Dataset excerpt »
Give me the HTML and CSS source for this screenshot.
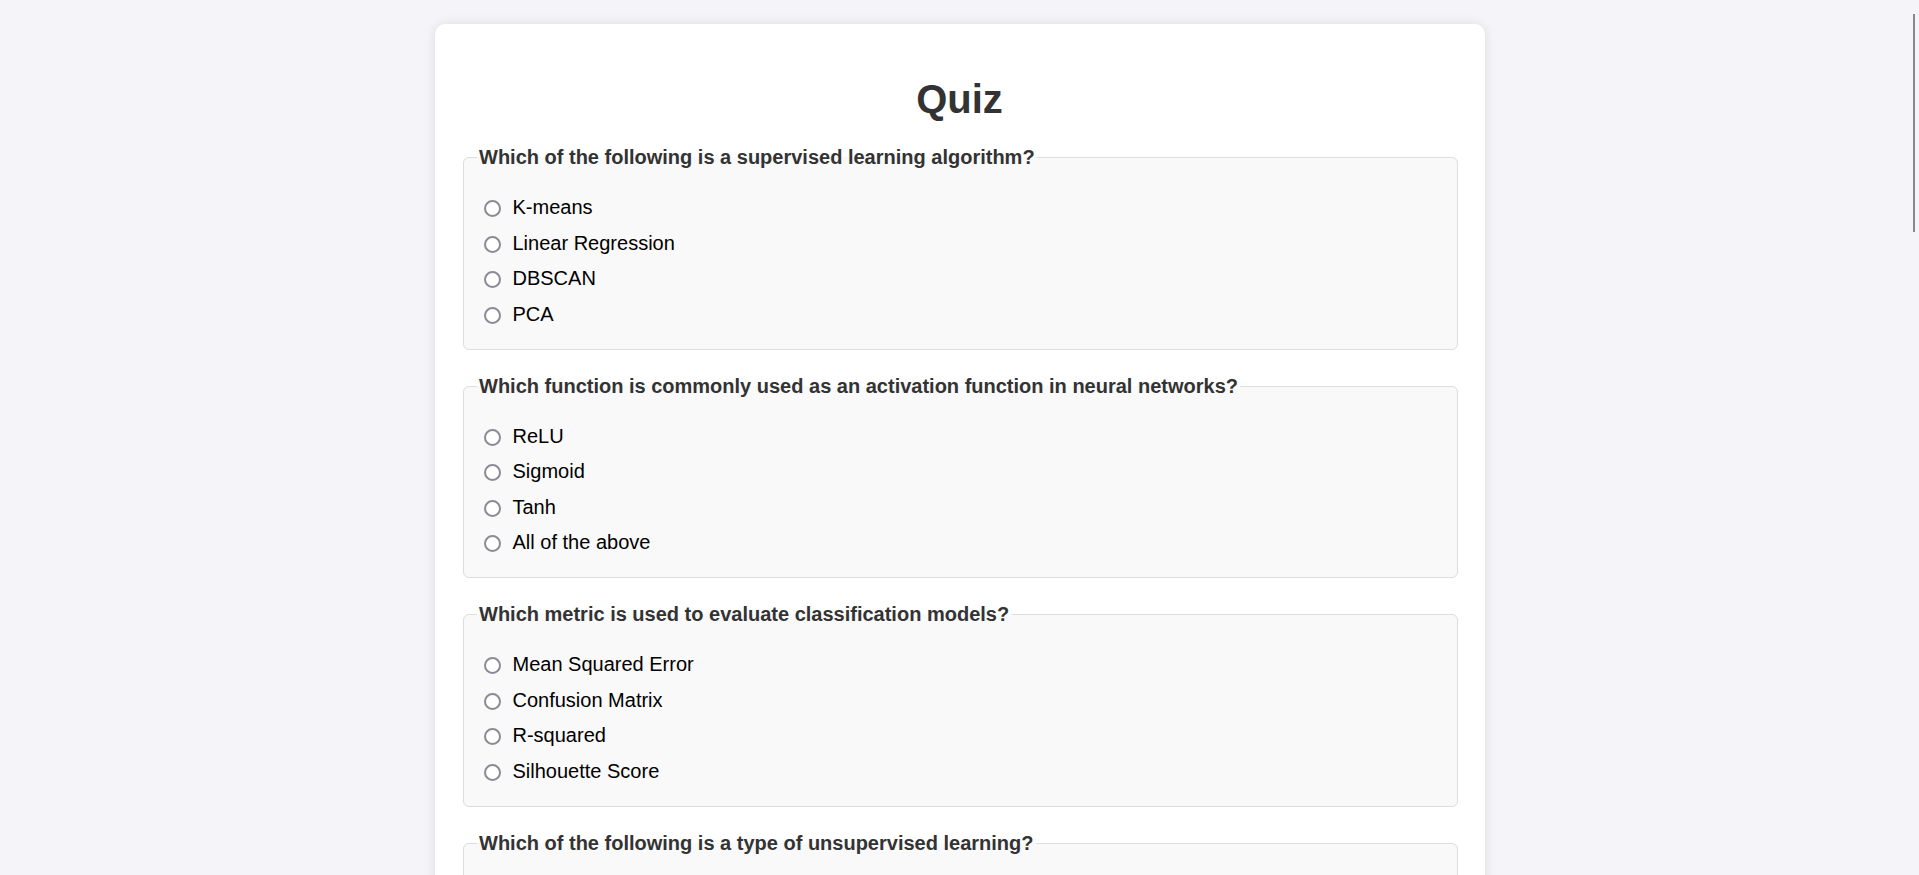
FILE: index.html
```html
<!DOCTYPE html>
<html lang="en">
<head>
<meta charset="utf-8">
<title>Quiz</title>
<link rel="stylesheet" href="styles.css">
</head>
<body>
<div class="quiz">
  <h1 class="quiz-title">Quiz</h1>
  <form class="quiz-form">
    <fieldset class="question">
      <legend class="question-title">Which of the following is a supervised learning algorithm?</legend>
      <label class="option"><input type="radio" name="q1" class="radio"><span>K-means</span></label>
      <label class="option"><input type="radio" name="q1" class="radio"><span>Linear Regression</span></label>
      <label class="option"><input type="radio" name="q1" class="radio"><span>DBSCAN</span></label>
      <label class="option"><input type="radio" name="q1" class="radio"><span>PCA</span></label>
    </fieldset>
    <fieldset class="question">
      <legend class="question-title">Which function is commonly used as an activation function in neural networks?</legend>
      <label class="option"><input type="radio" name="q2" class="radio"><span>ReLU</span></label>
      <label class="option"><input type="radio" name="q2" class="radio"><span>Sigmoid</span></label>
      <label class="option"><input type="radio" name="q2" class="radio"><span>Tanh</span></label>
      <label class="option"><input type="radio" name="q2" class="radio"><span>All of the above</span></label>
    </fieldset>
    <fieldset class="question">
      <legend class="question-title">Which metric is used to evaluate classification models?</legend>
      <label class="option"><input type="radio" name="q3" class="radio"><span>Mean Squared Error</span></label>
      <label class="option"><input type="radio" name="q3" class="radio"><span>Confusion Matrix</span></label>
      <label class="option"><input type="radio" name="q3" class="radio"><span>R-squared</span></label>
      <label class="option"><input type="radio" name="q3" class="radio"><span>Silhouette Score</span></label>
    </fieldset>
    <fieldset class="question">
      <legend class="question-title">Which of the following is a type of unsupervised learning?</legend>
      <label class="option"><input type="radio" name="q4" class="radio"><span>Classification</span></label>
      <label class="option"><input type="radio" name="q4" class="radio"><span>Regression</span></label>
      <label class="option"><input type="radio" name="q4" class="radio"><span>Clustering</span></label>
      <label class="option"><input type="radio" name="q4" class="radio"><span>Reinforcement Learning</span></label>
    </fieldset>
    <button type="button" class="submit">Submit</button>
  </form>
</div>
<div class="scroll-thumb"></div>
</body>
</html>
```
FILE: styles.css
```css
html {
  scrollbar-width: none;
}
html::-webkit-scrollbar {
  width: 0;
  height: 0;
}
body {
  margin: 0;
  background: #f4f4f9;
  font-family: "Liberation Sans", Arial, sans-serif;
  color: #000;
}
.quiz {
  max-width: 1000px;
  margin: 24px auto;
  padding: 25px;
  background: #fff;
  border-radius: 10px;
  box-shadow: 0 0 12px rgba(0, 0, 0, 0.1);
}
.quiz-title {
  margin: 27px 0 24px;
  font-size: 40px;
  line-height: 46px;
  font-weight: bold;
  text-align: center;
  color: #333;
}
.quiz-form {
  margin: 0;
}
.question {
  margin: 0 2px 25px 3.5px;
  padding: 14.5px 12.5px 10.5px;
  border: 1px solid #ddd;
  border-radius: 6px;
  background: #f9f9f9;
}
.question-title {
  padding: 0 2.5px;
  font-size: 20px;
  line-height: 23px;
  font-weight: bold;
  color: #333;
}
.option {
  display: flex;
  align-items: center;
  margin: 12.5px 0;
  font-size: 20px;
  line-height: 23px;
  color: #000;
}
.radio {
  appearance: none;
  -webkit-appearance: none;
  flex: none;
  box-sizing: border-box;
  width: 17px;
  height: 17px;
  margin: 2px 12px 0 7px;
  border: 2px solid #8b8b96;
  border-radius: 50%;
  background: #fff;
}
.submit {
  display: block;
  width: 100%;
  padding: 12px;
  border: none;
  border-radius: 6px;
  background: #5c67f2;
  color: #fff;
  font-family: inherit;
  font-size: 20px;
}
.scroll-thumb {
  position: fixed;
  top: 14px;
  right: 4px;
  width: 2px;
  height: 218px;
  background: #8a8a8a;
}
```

Aim » Without the pictures, copy the material exactly as given.

Written answer »
Give me the HTML and CSS source for this screenshot.
FILE: index.html
```html
<!DOCTYPE html>
<html lang="en">
<head>
<meta charset="utf-8">
<title>Quiz</title>
<link rel="stylesheet" href="styles.css">
</head>
<body>
<div class="quiz">
  <h1 class="quiz-title">Quiz</h1>
  <form class="quiz-form">
    <fieldset class="question">
      <legend class="question-title">Which of the following is a supervised learning algorithm?</legend>
      <label class="option"><input type="radio" name="q1" class="radio"><span>K-means</span></label>
      <label class="option"><input type="radio" name="q1" class="radio"><span>Linear Regression</span></label>
      <label class="option"><input type="radio" name="q1" class="radio"><span>DBSCAN</span></label>
      <label class="option"><input type="radio" name="q1" class="radio"><span>PCA</span></label>
    </fieldset>
    <fieldset class="question">
      <legend class="question-title">Which function is commonly used as an activation function in neural networks?</legend>
      <label class="option"><input type="radio" name="q2" class="radio"><span>ReLU</span></label>
      <label class="option"><input type="radio" name="q2" class="radio"><span>Sigmoid</span></label>
      <label class="option"><input type="radio" name="q2" class="radio"><span>Tanh</span></label>
      <label class="option"><input type="radio" name="q2" class="radio"><span>All of the above</span></label>
    </fieldset>
    <fieldset class="question">
      <legend class="question-title">Which metric is used to evaluate classification models?</legend>
      <label class="option"><input type="radio" name="q3" class="radio"><span>Mean Squared Error</span></label>
      <label class="option"><input type="radio" name="q3" class="radio"><span>Confusion Matrix</span></label>
      <label class="option"><input type="radio" name="q3" class="radio"><span>R-squared</span></label>
      <label class="option"><input type="radio" name="q3" class="radio"><span>Silhouette Score</span></label>
    </fieldset>
    <fieldset class="question">
      <legend class="question-title">Which of the following is a type of unsupervised learning?</legend>
      <label class="option"><input type="radio" name="q4" class="radio"><span>Classification</span></label>
      <label class="option"><input type="radio" name="q4" class="radio"><span>Regression</span></label>
      <label class="option"><input type="radio" name="q4" class="radio"><span>Clustering</span></label>
      <label class="option"><input type="radio" name="q4" class="radio"><span>Reinforcement Learning</span></label>
    </fieldset>
    <button type="button" class="submit">Submit</button>
  </form>
</div>
<div class="scroll-thumb"></div>
</body>
</html>
```
FILE: styles.css
```css
html {
  scrollbar-width: none;
}
html::-webkit-scrollbar {
  width: 0;
  height: 0;
}
body {
  margin: 0;
  background: #f4f4f9;
  font-family: "Liberation Sans", Arial, sans-serif;
  color: #000;
}
.quiz {
  max-width: 1000px;
  margin: 24px auto;
  padding: 25px;
  background: #fff;
  border-radius: 10px;
  box-shadow: 0 0 12px rgba(0, 0, 0, 0.1);
}
.quiz-title {
  margin: 27px 0 24px;
  font-size: 40px;
  line-height: 46px;
  font-weight: bold;
  text-align: center;
  color: #333;
}
.quiz-form {
  margin: 0;
}
.question {
  margin: 0 2px 25px 3.5px;
  padding: 14.5px 12.5px 10.5px;
  border: 1px solid #ddd;
  border-radius: 6px;
  background: #f9f9f9;
}
.question-title {
  padding: 0 2.5px;
  font-size: 20px;
  line-height: 23px;
  font-weight: bold;
  color: #333;
}
.option {
  display: flex;
  align-items: center;
  margin: 12.5px 0;
  font-size: 20px;
  line-height: 23px;
  color: #000;
}
.radio {
  appearance: none;
  -webkit-appearance: none;
  flex: none;
  box-sizing: border-box;
  width: 17px;
  height: 17px;
  margin: 2px 12px 0 7px;
  border: 2px solid #8b8b96;
  border-radius: 50%;
  background: #fff;
}
.submit {
  display: block;
  width: 100%;
  padding: 12px;
  border: none;
  border-radius: 6px;
  background: #5c67f2;
  color: #fff;
  font-family: inherit;
  font-size: 20px;
}
.scroll-thumb {
  position: fixed;
  top: 14px;
  right: 4px;
  width: 2px;
  height: 218px;
  background: #8a8a8a;
}
```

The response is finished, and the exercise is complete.